Pendahuluan
Tulisan ini merupakan bentuk refleksi atas pembacaan terhadap risalah yang berjudul Dakwah Kami di Zaman Baru karya Hasan Al-Banna. Judul asli risalah ini adalah Dakwatuna fi Thaurin Jadid.
Penulis mencoba menautkan tema-tema tersebar dalam kategori tertentu, kemudian mencoba menemukan koherensi antar tema. Dalam mengungkapkan muatan konsep-konsep dalam risalah yang dibahas ini, penulis membandingkan beberapa terjemahan yang tersedia dengan sekali-kali merujuk pada teks asli dalam bahasa Arab (dari terjemahan dengan dua bahasa). Terjemahan istilah atau ungkapan tertentu dipilih setelah dibandingkan dengan yang lain dan dinilai lebih mencerminkan muatan konseptual yang diinginkan. Karena sifatnya reflektif, tulisan ini tidak banyak mengutip secara tekstual, tetapi membuat eksposisi sesuai pemahaman penulis.
Berdasarkan titi mangsanya risalah ini pertama kali terbit pada tahun 1942 dalam majalah dua mingguan Al-Ikhwan Al-Muslimun. Penerbitan kedua pada tahun 1948, dengan beberapa tambahan, pada koran harian Al-Ikhwan Al-Muslimun.
Konteks sejarah munculnya risalah ini dengan demikian pada masa beberapa saat menjelang perang dunia II, saat perang dunia II memasuki tahap awal (bagi penerbitan pertama), dan pasca perang dunia II (bagi penerbitan ke-2). Konteks pemikiran pada masa-masa ini adalah era munculnya beragam ideologi sosialisme, komunisme dan nasionalisme yang merata muncul di dunia Islam, dalam perjuangannya membebaskan diri dari penjajahan Barat. Memahami konteksi ini dapat membantu kita memahami isu-isu pemikiran yang dimunculkan dalam risalah ini.
Memahami secara kronologis kemunculan risalah ini, sebagai terbitan berseri dalam majalah atau koran dapat membantu kita memahami konteks pembicaraan pada sub-bab tertentu yang ternyata merupakan perincian pada pokok pembahasan sebelumnya. Hal ini terutama sekali membantu karena pada sebagian terjemahan, kalimat atau paragaf pengait antar ide kadang hilang, sehingga koherensi pembicaraan seolah-olah tampak melompat atau topik baru tiba-tiba dibicarakan seolah muncul tanpa terkait sama sekali dengan pembicaraan sebelumnya.

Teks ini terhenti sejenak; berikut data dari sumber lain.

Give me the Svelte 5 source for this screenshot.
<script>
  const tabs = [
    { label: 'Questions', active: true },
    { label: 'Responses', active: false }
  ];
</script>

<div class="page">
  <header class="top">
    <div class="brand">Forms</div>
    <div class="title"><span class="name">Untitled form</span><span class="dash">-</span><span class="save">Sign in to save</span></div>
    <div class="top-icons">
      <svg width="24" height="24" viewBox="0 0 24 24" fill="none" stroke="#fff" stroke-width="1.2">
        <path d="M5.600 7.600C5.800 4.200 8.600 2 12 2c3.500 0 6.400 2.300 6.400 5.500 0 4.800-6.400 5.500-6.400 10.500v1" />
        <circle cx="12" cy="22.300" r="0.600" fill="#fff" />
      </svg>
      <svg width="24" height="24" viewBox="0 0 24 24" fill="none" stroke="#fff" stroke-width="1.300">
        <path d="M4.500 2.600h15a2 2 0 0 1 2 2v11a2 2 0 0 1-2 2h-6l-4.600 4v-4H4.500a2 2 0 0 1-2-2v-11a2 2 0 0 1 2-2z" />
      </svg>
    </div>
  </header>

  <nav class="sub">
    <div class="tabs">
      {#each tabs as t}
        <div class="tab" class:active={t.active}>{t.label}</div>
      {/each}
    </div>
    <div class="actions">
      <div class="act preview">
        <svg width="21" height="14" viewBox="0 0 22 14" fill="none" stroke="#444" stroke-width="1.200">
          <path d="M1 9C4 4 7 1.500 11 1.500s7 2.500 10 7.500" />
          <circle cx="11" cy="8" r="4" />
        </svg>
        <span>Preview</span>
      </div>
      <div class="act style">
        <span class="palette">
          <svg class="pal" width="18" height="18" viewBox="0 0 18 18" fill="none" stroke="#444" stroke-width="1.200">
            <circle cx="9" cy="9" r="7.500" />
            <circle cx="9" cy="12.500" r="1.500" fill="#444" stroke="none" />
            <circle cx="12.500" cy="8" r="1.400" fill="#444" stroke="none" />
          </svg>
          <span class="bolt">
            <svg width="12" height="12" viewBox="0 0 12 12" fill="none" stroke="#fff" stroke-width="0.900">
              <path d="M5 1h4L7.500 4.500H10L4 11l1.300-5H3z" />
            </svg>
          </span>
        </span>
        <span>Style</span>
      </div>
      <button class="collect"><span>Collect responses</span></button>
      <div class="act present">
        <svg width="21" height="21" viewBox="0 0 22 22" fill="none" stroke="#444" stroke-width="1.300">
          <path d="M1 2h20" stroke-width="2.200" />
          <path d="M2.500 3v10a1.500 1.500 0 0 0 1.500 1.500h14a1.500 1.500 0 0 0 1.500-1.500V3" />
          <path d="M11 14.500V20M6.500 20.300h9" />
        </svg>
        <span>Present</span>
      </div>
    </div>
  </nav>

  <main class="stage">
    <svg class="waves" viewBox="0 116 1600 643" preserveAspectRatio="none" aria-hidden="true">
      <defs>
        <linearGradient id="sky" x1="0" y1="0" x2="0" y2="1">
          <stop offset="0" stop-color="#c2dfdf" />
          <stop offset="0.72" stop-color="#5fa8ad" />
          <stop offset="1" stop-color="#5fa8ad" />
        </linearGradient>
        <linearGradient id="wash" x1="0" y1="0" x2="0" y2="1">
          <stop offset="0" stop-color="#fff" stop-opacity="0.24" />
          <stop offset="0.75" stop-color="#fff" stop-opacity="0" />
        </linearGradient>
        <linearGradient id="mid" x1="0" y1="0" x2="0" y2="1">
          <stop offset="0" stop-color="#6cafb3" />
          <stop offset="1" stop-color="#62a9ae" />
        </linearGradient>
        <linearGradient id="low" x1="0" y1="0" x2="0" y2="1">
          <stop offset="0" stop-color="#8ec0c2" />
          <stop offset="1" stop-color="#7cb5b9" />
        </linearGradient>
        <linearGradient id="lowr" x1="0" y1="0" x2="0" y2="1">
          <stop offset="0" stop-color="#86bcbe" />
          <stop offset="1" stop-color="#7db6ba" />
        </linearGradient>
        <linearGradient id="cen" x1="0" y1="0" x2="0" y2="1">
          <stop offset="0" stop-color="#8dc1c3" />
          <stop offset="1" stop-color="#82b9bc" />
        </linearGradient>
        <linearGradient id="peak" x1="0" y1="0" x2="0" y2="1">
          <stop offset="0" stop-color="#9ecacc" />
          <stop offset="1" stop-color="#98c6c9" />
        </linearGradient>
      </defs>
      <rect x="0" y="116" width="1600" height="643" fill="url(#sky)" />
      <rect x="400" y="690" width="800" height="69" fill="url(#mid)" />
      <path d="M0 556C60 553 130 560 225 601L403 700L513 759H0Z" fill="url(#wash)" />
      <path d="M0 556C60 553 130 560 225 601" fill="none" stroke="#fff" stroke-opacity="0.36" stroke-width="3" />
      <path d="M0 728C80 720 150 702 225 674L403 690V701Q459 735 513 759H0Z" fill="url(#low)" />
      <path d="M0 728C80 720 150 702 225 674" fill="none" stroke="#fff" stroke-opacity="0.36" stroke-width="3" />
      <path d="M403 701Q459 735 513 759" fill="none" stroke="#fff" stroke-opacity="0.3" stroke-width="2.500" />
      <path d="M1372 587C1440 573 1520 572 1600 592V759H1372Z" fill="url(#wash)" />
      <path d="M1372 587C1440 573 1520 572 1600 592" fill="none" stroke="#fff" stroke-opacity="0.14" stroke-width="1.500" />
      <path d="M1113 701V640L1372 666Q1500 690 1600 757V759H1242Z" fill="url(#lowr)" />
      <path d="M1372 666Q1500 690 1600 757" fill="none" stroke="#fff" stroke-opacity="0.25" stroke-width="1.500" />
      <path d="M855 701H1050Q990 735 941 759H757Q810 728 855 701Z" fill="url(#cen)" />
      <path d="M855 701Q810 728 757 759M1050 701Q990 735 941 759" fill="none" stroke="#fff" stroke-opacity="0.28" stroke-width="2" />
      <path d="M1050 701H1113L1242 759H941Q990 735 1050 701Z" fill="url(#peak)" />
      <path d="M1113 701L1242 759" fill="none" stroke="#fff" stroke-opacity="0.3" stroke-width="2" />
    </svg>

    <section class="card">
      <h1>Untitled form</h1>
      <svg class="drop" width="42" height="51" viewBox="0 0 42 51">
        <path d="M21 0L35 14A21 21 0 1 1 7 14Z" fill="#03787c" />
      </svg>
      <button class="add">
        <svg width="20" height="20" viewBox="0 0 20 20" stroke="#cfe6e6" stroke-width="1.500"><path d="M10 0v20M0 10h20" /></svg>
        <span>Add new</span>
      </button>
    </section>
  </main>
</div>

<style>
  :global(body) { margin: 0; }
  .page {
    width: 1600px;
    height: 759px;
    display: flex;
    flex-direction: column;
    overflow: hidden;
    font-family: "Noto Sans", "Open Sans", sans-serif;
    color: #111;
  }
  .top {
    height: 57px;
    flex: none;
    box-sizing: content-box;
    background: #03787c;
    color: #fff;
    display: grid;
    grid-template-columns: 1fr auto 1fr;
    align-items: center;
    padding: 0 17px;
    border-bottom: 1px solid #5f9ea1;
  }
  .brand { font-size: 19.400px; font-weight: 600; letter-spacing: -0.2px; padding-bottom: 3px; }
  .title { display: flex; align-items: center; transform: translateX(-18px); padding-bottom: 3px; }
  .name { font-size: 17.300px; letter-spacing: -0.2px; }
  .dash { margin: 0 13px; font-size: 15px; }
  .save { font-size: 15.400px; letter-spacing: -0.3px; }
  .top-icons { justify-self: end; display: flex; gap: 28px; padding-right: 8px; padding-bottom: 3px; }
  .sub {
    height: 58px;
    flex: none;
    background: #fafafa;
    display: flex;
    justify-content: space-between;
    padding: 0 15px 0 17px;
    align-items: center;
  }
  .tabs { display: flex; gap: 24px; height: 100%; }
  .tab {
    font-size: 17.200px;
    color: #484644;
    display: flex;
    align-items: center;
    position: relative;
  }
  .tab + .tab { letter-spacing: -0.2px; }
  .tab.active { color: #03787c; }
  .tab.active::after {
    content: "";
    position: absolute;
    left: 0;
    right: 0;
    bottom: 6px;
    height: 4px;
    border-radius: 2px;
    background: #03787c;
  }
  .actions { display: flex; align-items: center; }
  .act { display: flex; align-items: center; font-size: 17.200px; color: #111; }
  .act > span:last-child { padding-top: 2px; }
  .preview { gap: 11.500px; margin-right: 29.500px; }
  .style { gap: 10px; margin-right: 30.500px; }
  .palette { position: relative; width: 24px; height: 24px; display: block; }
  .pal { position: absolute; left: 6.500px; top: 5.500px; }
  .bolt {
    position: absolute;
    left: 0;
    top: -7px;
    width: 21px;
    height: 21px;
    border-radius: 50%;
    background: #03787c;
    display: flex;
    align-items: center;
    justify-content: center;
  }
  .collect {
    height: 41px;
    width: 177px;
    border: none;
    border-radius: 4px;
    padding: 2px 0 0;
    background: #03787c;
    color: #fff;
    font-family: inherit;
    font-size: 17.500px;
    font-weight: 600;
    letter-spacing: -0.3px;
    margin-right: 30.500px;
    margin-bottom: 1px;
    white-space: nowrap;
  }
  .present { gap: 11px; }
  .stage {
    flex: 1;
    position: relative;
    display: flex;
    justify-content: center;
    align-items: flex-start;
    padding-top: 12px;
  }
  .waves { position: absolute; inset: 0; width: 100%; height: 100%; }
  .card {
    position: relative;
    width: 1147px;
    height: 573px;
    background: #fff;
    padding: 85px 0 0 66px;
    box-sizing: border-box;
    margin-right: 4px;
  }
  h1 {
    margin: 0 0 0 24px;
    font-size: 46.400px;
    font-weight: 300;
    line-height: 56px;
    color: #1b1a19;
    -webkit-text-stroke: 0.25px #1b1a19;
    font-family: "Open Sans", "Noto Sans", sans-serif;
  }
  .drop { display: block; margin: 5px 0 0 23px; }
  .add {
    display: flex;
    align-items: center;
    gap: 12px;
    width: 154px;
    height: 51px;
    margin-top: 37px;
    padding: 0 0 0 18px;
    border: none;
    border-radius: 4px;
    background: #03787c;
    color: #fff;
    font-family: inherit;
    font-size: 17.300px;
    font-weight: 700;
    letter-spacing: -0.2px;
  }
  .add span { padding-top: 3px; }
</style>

Latar Belakang Penulisan Risalah Ini
Kemunculan zaman baru, dalam hal ini besar sekali merujuk pada situasi pasca PD II, perlu refleksi bagi Al-Ikhwan Al-Muslimun (selanjutnya disingkat IM) untuk menegaskan kembali visi, pemahaman dan sasaran bagi dakwahnya.
Tantangan dakwah (secara pemikiran-ideologi) pada era sebelumnya, sebelum kemunculan dakwah IM, adalah fenomena berpalingnya banyak orang dari pemikiran (fikrah-ideologi) Islam dan kagum terhadap pemikiran barat yang materialistis. Dakwah IM secara umum telah menyentuh bagian mayoritas dari umat. Mayoritas umat masih memiliki keyakinan kepada Islam, keyakinan yang penuh harapan dan semangat membara. Sementara sebagian yang lain, kalangan elit-intelektual banyak menjadi propagandis pemikiran (ideologi) impor.
| Catatan tambahan :
Hasan Al-Banna memberikan penilaian terhadap realitas umat bahwa realitas umum kaum muslimin masih meyakini agamanya. |
Kemunculan PD II memberikan guncangan besar bagi ideologi-ideologi modern ini, sehingga umat manusia merasa perlu untuk mengkaji ulang, melakukan rekonstruksi pemikiran atas sistem hidup, asas peradaban dan kebudayaan mereka.
| Catatan tambahan :
Efek keguncangan karena Perang Dunia II pada masyarakat Barat (Eropa) pada level filosofis-intelektual pada narasi-narasi krisis kebudayaan dan kemunculan filsafat eksistensialisme, yang menegaskan nilai eksistensi manusia individual alih-alih totaliterisme negara kapitalis maupun komunis. |
Kondisi ini, guncangan pemikiran dan beragam upaya pencarian alternatif sistem baru, menjadi batu ujian tersendiri bagai IM. Hasan Al-Banna menyampaikan perlunya IM untuk menjelaskan substansi dakwahnya, menarik dan mengimpun pemikiran umat kepadanya. Penjelasan juga diperlukan, guna menghilangkan keraguan dan salah-paham tentang karakteristik, tujuan, sasaran dan sarana dakwah IM serta metodologinya dalam memecahkan persoalan umat.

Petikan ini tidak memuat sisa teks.